CANON EOS 1V (35 mm film SLR) was able to shoot at 10 FPS FF. A decade ago; with 45 AF points etc, tank-like construction etc; NIKON F6 - a monster camera; again, just think about price - here is the real war.
I love the HDR look, even the "painterly" HDR look that puts emphasis on colorfulness instead of absolute fidelity to a scene. But it doesn't really fit my working style and that's OK. I have gotten used to working instead with deep black shadows that only suggest forms to shape the bright space left in the photos.
A lot of the time, like the cloud photos dr croubie mentions, or even just birds on branches - I often curse the inability of the camera and lens to capture all that detail in one exposure, but I've given up on bracketing with an eye to future HDR'ing. Just peek the result and adjust if necessary. Dynamic range is something I want more than anything else in the next generation of cameras (well, sensitivity could go up a bump too, but I actually am about where I need to be even at ISO 400 with f/2.8 and faster lenses).

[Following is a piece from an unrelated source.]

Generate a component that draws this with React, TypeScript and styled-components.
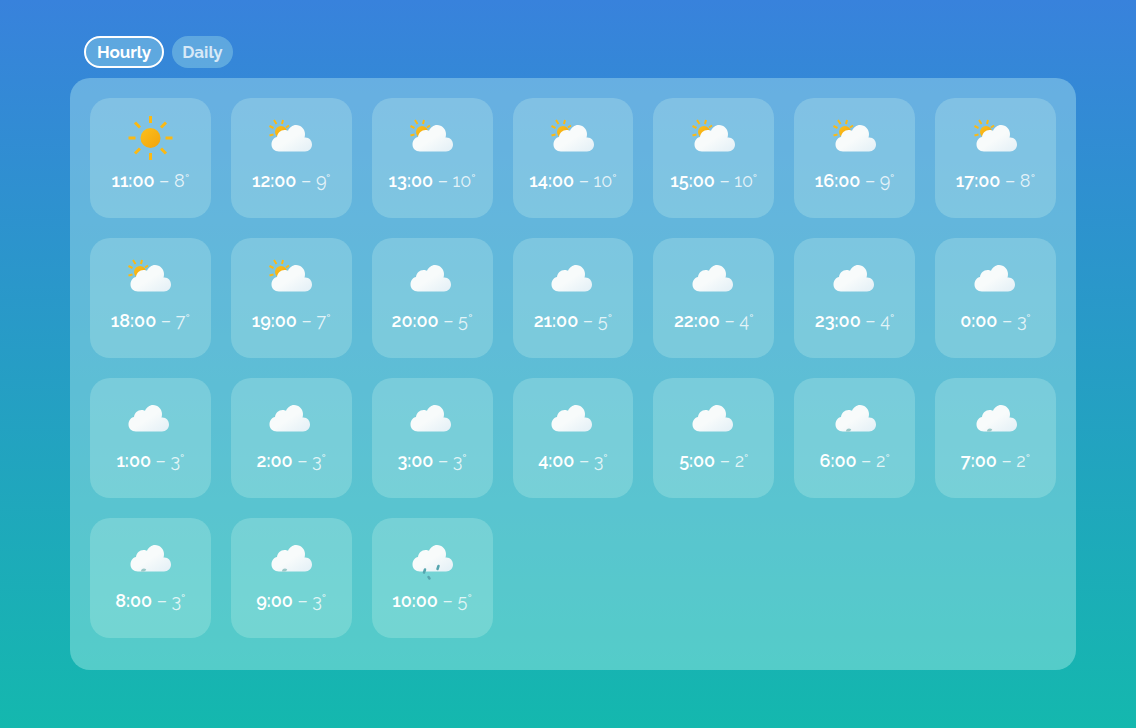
import React, { useState } from "react";
import styled, { createGlobalStyle } from "styled-components";

type Sky = "sun" | "partly" | "cloud" | "drizzle" | "rain";

interface Hour {
  time: string;
  temp: number;
  sky: Sky;
}

const hours: Hour[] = [
  { time: "11:00", temp: 8, sky: "sun" },
  { time: "12:00", temp: 9, sky: "partly" },
  { time: "13:00", temp: 10, sky: "partly" },
  { time: "14:00", temp: 10, sky: "partly" },
  { time: "15:00", temp: 10, sky: "partly" },
  { time: "16:00", temp: 9, sky: "partly" },
  { time: "17:00", temp: 8, sky: "partly" },
  { time: "18:00", temp: 7, sky: "partly" },
  { time: "19:00", temp: 7, sky: "partly" },
  { time: "20:00", temp: 5, sky: "cloud" },
  { time: "21:00", temp: 5, sky: "cloud" },
  { time: "22:00", temp: 4, sky: "cloud" },
  { time: "23:00", temp: 4, sky: "cloud" },
  { time: "0:00", temp: 3, sky: "cloud" },
  { time: "1:00", temp: 3, sky: "cloud" },
  { time: "2:00", temp: 3, sky: "cloud" },
  { time: "3:00", temp: 3, sky: "cloud" },
  { time: "4:00", temp: 3, sky: "cloud" },
  { time: "5:00", temp: 2, sky: "cloud" },
  { time: "6:00", temp: 2, sky: "drizzle" },
  { time: "7:00", temp: 2, sky: "drizzle" },
  { time: "8:00", temp: 3, sky: "drizzle" },
  { time: "9:00", temp: 3, sky: "drizzle" },
  { time: "10:00", temp: 5, sky: "rain" },
];

const GlobalStyle = createGlobalStyle`
  *, *::before, *::after { box-sizing: border-box; }
  body {
    margin: 0;
    min-height: 100vh;
    font-family: Raleway, Lato, sans-serif;
    color: #fff;
    background: linear-gradient(#3882dc, #14b8ae) no-repeat;
  }
`;

const Page = styled.main`
  padding: 36px 60px 58px 70px;
`;

const Tabs = styled.nav`
  display: flex;
  gap: 8px;
  padding-left: 14px;
  margin-bottom: 10px;
`;

const Tab = styled.button<{ $active: boolean }>`
  height: 32px;
  padding: 0 8px;
  min-width: ${({ $active }) => ($active ? 80 : 61)}px;
  border: 2px solid ${({ $active }) => ($active ? "#fff" : "transparent")};
  border-radius: 16px;
  background: rgba(190, 250, 240, 0.3);
  background-clip: border-box;
  background-origin: border-box;
  color: ${({ $active }) => ($active ? "#fff" : "rgba(255, 255, 255, 0.75)")};
  font: inherit;
  font-size: 17px;
  font-weight: 700;
  line-height: 20px;
  cursor: pointer;
`;

const Panel = styled.section`
  display: grid;
  grid-template-columns: repeat(7, minmax(0, 1fr));
  grid-auto-rows: 120px;
  gap: 20px;
  padding: 20px 20px 32px;
  border-radius: 20px;
  background: rgba(210, 255, 250, 0.33);
`;

const Card = styled.article`
  display: flex;
  flex-direction: column;
  align-items: center;
  padding-top: 8px;
  border-radius: 20px;
  background: rgba(225, 255, 240, 0.22);
`;

const Icon = styled.svg`
  width: 64px;
  height: 64px;
`;

const Reading = styled.p`
  margin: 0;
  font-size: 18px;
  line-height: 22px;
  white-space: nowrap;
  color: rgba(255, 255, 255, 0.8);
`;

const Time = styled.time`
  font-weight: 600;
  color: #fff;
`;

function CloudShape() {
  return (
    <path
      d="M20 45.500C15.500 45.500 12.500 42.500 12.500 38.500C12.500 34.500 15 31.500 18 31C18.500 27 21.500 24 25.500 24C27 24 28 24.300 29 24.800C30.500 21.500 33.500 19 37 19C42 19 46 23 46 28C46 29.500 45.800 30.500 45.500 31.500C50 31 53 34.500 53 38.500C53 42.500 50 45.500 46 45.500Z"
      fill="url(#cloudFill)"
    />
  );
}

function SkyIcon({ sky }: { sky: Sky }) {
  return (
    <Icon viewBox="0 0 64 64" aria-hidden="true">
      {sky === "sun" && (
        <>
          <circle cx="32.500" cy="32" r="10" fill="url(#sunFill)" />
          <path
            d="M32.500 10v7M32.500 47v7M10.500 32h7M47.500 32h7M17 16.500l5 5M43 42.500l5 5M48 16.500l-5 5M22 42.500l-5 5"
            stroke="#fbb914"
            strokeWidth="3"
            fill="none"
          />
        </>
      )}
      {sky === "partly" && (
        <>
          <circle cx="22" cy="26" r="6" fill="url(#sunFill)" />
          <path
            d="M15 14l2.500 4M24 14l-1 4M10.500 20l4 2M10.500 29.500l4-1M30 19.500l-3 2"
            stroke="#fbb914"
            strokeWidth="2"
            fill="none"
          />
        </>
      )}
      {sky !== "sun" && (
        <g transform={sky === "cloud" ? "translate(-2 0)" : undefined}>
          <CloudShape />
        </g>
      )}
      {sky === "drizzle" && (
        <path d="M23 45.500c0-2 1.200-3 3-3c1.500 0 2.200.8 2.200 1.500l-2 1.500z" fill="#9cc8c8" />
      )}
      {sky === "rain" && (
        <path
          d="M25 43.500l-1 3M38.500 40l-1 3M28.500 51l1 1.500"
          stroke="#55a5ae"
          strokeWidth="2.500"
          strokeLinecap="round"
          fill="none"
        />
      )}
    </Icon>
  );
}

const Defs = styled.svg`
  display: block;
  width: 0;
  height: 0;
`;

export default function App() {
  const [view, setView] = useState("Hourly");
  return (
    <>
      <GlobalStyle />
      <Defs aria-hidden="true">
        <defs>
          <linearGradient id="sunFill" x1="0" y1="0" x2="1" y2="1">
            <stop offset="0" stopColor="#fcc01c" />
            <stop offset="1" stopColor="#f2a30c" />
          </linearGradient>
          <linearGradient id="cloudFill" x1="0" y1="0" x2="1" y2="1">
            <stop offset="0.5" stopColor="#f8fbfb" />
            <stop offset="1" stopColor="#e2eff6" />
          </linearGradient>
        </defs>
      </Defs>
      <Page>
        <Tabs aria-label="Forecast">
          {["Hourly", "Daily"].map((name) => (
            <Tab
              key={name}
              type="button"
              $active={view === name}
              aria-pressed={view === name}
              onClick={() => setView(name)}
            >
              {name}
            </Tab>
          ))}
        </Tabs>
        <Panel>
          {hours.map(({ time, temp, sky }) => (
            <Card key={time}>
              <SkyIcon sky={sky} />
              <Reading>
                <Time>{time}</Time> – {temp}°
              </Reading>
            </Card>
          ))}
        </Panel>
      </Page>
    </>
  );
}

Actually, the moon and the sun are two subjects that are great for mirror lenses. They don't move very fast (manual focus, live-view), they're bright, and you won't see any bad bokeh.
As for 300/4, sure, that would be nice. But it's an expensive lens, and you won't need aperture; you'll be stopping down! So 70-300/4-5.6 gets you the same thing. That said, you could mount a 1.4x TC on a 300/4.
Just a note on shooting the sun at long telephoto ranges. (and anything at those lengths)
The longer the lens the closer up you get to some of the weird things that happen in nature.
Atmospheric perspective, heat distortion, etc...
This will vary based on your location. If I shot this in Antarctica there would be less distortion due to clearer air and cooler climate.
1Ds Mark III + 600mm + 2X TC = 1200mm
^ very cool photo! How did you pull that off?